It’s been awhile. No one does psych-folk with both elements quite so perfectly pitched and enmeshed, so it’s a relief to have Philadelphia luminary Meg Baird back with a remarkable new record to show ‘em how vital this careworn, 60s sort of thing can be. It bears mention that not all of these albums being reissued from the 60s and 70s are as special as they seem. Sometimes they have more curious context on their side than actual consistent listenability. For every Gary Higgins or Sibylle Baier, there are two or three bin-ables with one halfway decent tune on ‘em, dubiously re-marketed as lost treasure. One musn’t hold Baird’s nowness against her (even if she and her fold did have their heyday back in the haughty oughties). More than most, and increasingly so, her albums are built to last. She’s not just speaking to anachronists, but us sad yet stout-hearted journeypeople, who know an idiom can and should always be (reverently or otherwise) augmented with an eye toward improvement.
Although the admonishing title (and even its Harvest-esque opening track) suggests something altogether more typically conversational, Don’t Weigh Down The Light is a formally folk yet decidedly swirl-prone affair. Its hair is in the branches, its horizon-guided point of view ever shifting in shade and definition. There is a mood of uncertainty, held at bay with a surplus of nimble resilience against all thorny encroachments. The playing is impeccably tight, the fidelity Fairport-level rich, and the compositions well-armed with elegant psychedelic tendrils. But the songs are impressive on the whole for their goosebump-inducing, in-the-moment naked spaciousness. Similarly to Angel Olson’s last album, there is a bracing intimacy that is as briskly confrontational as it is lulling. The listener is feeling possibility in the smallest of gestures by strange performers who seem to want to breathe and absorb their efforts beyond the strain of artifice — to live their music for the listening world. Mostly, it’s impossible for a layperson to fathom, but we better for getting out of the way and silently bearing witness while they try.

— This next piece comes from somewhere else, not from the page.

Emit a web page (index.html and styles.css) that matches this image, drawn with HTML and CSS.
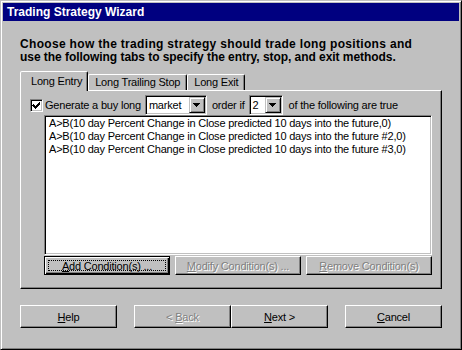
FILE: index.html
```html
<!DOCTYPE html>
<html lang="en">
<head>
  <meta charset="UTF-8" />
  <title>Trading Strategy Wizard</title>
  <link rel="stylesheet" href="styles.css">
</head>
<body>
<div class="window">
  <div class="titlebar">Trading Strategy Wizard</div>

  <div class="client">
    <p class="intro">
      <span class="intro-line first">Choose how the trading strategy should trade long positions and</span>
      <span class="intro-line">use the following tabs to specify the entry, stop, and exit methods.</span>
    </p>

    <div class="tabs">
      <div class="tab active">Long Entry</div>
      <div class="tab">Long Trailing Stop</div>
      <div class="tab">Long Exit</div>
    </div>

    <div class="panel">
      <div class="entry-row">
        <span class="check">
          <svg width="11" height="11" viewBox="0 0 11 11" shape-rendering="crispEdges"><path d="M2 4h1v1h1v1h1v-1h1v-1h1v-1h1v-1h1v3h-1v1h-1v1h-1v1h-1v1h-1v-1h-1v-1h-1v-1h-1z" fill="#000"/></svg>
        </span>
        <span class="label">Generate a buy long</span>
        <div class="combo combo-type">
          <span class="combo-value">market</span>
          <span class="drop"><svg width="7" height="4" viewBox="0 0 7 4" shape-rendering="crispEdges"><path d="M0 0h7v1h-1v1h-1v1h-1v1h-1v-1h-1v-1h-1v-1h-1z" fill="#000"/></svg></span>
        </div>
        <span class="label">order if</span>
        <div class="combo combo-count">
          <span class="combo-value">2</span>
          <span class="drop"><svg width="7" height="4" viewBox="0 0 7 4" shape-rendering="crispEdges"><path d="M0 0h7v1h-1v1h-1v1h-1v1h-1v-1h-1v-1h-1v-1h-1z" fill="#000"/></svg></span>
        </div>
        <span class="label">of the following are true</span>
      </div>

      <div class="listbox">
        <div class="item">A&gt;B(10 day Percent Change in Close predicted 10 days into the future,0)</div>
        <div class="item">A&gt;B(10 day Percent Change in Close predicted 10 days into the future #2,0)</div>
        <div class="item">A&gt;B(10 day Percent Change in Close predicted 10 days into the future #3,0)</div>
      </div>

      <div class="cond-buttons">
        <button class="btn default"><u>A</u>dd Condition(s) ...</button>
        <button class="btn" disabled><u>M</u>odify Condition(s) ...</button>
        <button class="btn" disabled><u>R</u>emove Condition(s)</button>
      </div>
    </div>

    <div class="wizard-buttons">
      <button class="btn big"><u>H</u>elp</button>
      <span class="spacer"></span>
      <button class="btn big" disabled>&lt; <u>B</u>ack</button>
      <button class="btn big"><u>N</u>ext &gt;</button>
      <span class="spacer"></span>
      <button class="btn big"><u>C</u>ancel</button>
    </div>
  </div>
</div>
</body>
</html>
```

FILE: styles.css
```css
/* whole page is one classic dialog */
html, body {
  margin: 0;
  padding: 0;
  background: #c0c0c0;
}

.window {
  width: 462px;
  height: 350px;
  box-sizing: border-box;
  padding: 2px;
  border: 1px solid;
  border-color: #c0c0c0 #000 #000 #c0c0c0;
  box-shadow: inset 1px 1px #fff, inset -1px -1px #808080;
  background: #c0c0c0;
  font-family: 'Liberation Sans', Arial, sans-serif;
  font-size: 11px;
  letter-spacing: -0.2px;
  color: #000;
}

.titlebar {
  height: 18px;
  line-height: 18px;
  padding-left: 4px;
  background: #000080;
  color: #fff;
  font-size: 12px;
  font-weight: bold;
  letter-spacing: 0;
}

.client {
  padding: 0 17px;
}

.intro {
  margin: 17px 0 7px;
  font-size: 12px;
  font-weight: bold;
  line-height: 13px;
}
.intro-line {
  display: block;
  white-space: nowrap;
  letter-spacing: -0.05px;
}
.intro-line.first {
  letter-spacing: 0.32px;
}

/* tab strip */
.tabs {
  display: flex;
  align-items: flex-end;
  height: 19px;
  position: relative;
  z-index: 1;
}
.tab {
  height: 16px;
  box-sizing: border-box;
  padding: 1px 6px 0;
  line-height: 13px;
  border: 1px solid;
  border-bottom: none;
  border-color: #fff #000 transparent #fff;
  border-radius: 2px 2px 0 0;
  box-shadow: inset -1px 0 #808080;
  white-space: nowrap;
}
.tab.active {
  height: 20px;
  margin-bottom: -1px;
  padding: 3px 5px 0 10px;
  background: #c0c0c0;
}

.panel {
  height: 199px;
  box-sizing: border-box;
  padding: 4px 9px 0;
  border: 1px solid;
  border-color: #fff #000 #000 #fff;
  box-shadow: inset -1px -1px #808080;
}

.entry-row {
  display: flex;
  align-items: center;
  height: 20px;
}

.check {
  width: 13px;
  height: 13px;
  box-sizing: border-box;
  border: 1px solid;
  border-color: #808080 #fff #fff #808080;
  box-shadow: inset 1px 1px #000, inset -1px -1px #c0c0c0;
  background: #fff;
  margin-right: 2px;
}
.check svg {
  display: block;
}

.label {
  white-space: nowrap;
}

.combo {
  display: flex;
  height: 20px;
  box-sizing: border-box;
  padding: 1px;
  border: 1px solid;
  border-color: #808080 #fff #fff #808080;
  box-shadow: inset 1px 1px #000, inset -1px -1px #c0c0c0;
  background: #fff;
}
.combo-type {
  width: 62px;
  margin: 0 5px 0 4px;
}
.combo-count {
  width: 34px;
  margin: 0 6px 0 4px;
}
.combo-value {
  flex: 1;
  padding-left: 2px;
  line-height: 16px;
}
.drop {
  width: 16px;
  height: 16px;
  box-sizing: border-box;
  display: flex;
  align-items: center;
  justify-content: center;
  border: 1px solid;
  border-color: #c0c0c0 #000 #000 #c0c0c0;
  box-shadow: inset 1px 1px #fff, inset -1px -1px #808080;
  background: #c0c0c0;
}
.drop svg {
  display: block;
}

.listbox {
  height: 140px;
  margin-left: 14px;
  box-sizing: border-box;
  padding: 1px 2px;
  border: 1px solid;
  border-color: #808080 #fff #fff #808080;
  box-shadow: inset 1px 1px #000, inset -1px -1px #c0c0c0;
  background: #fff;
}
.item {
  line-height: 13px;
  padding-left: 2px;
  white-space: nowrap;
}

/* buttons */
.btn {
  position: relative;
  box-sizing: border-box;
  padding: 0;
  font: inherit;
  letter-spacing: inherit;
  color: #000;
  background: #c0c0c0;
  border: 1px solid;
  border-color: #fff #000 #000 #fff;
  box-shadow: inset -1px -1px #808080;
  border-radius: 0;
}
.btn:disabled {
  color: #808080;
  text-shadow: 1px 1px #fff;
}
.btn.default {
  border-color: #000;
  box-shadow: inset 1px 1px #fff, inset -1px -1px #000, inset -2px -2px #808080;
}
.btn.default::after {
  content: "";
  position: absolute;
  top: 3px;
  left: 3px;
  right: 3px;
  bottom: 3px;
  border: 1px dotted #000;
}

.cond-buttons {
  display: grid;
  grid-template-columns: repeat(3, 1fr);
  gap: 5px;
  margin: 1px 0 0 14px;
}
.cond-buttons .btn {
  height: 19px;
}

.wizard-buttons {
  display: flex;
  margin-top: 16px;
}
.btn.big {
  width: 97px;
  height: 23px;
}
.spacer {
  width: 17px;
}
```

Obvious single “Back To You” is the sort of tune that cuts as it caresses with all the bluntly concentrated will of studied indifference, the subtler, less-overt killer in a life where one’s own vulnerability is both coveted and mistrusted. Yet, on a mostly paddleless river drift of an album, “Back To You” is actually an oasis of traditional verse-chorus-verse pleasure. The wordless intonation of “Leaving Song” captures the sweet tedium of fastidious departure perfectly in its one-minute runtime. When we part, it is graceful, it is solemn, it is mawkish, it is finally over. The track is made all the more delirious by its turnstile role as album interlude. Miss The Sundays? Of course, we all do! Muffledly thundering into dappled, breeze-swept view is a grayish-white horse named “Good Directions” that will take you through a mood so jangly and bright it’ll be like the nothing never was (with a climax like “Marquee Moon” in a colonial cupboard). Opener “Counterfeiters” plays like a lost slowed-down acoustic take of “Breathe,” replete with the kind of weeping slide guitar that instantly renders one insipid with wist. “Past Houses” is a loping three-dimensional wander through unassuming, Wes Anderson-like tableau of minute human activity. The present time and the observed time overlapped in a comfortably stumbling pattern.
Meg Baird has never made a bad record, in or out of Espers, but Don’t Weigh Down The Light is the first that I’ve heard that expands so well with repeated listens. It is a brilliantly tempered foray into instrumental drift and comparatively lavish production that suits her breathy, ever-yearning vocals marvelously. Nowhere is a destabilizing choice made, nowhere an irksome lyric jutting out. Despite possessing a somewhat dour countenance, the main effect of this record is a sort of replenishment. Its resolute airs imbue one with a mysterious spiritual sustenance. It’s an easy recommend for wayward fans/newcomers alike and a rare and resplendent listen for anyone with ears enough to hear it.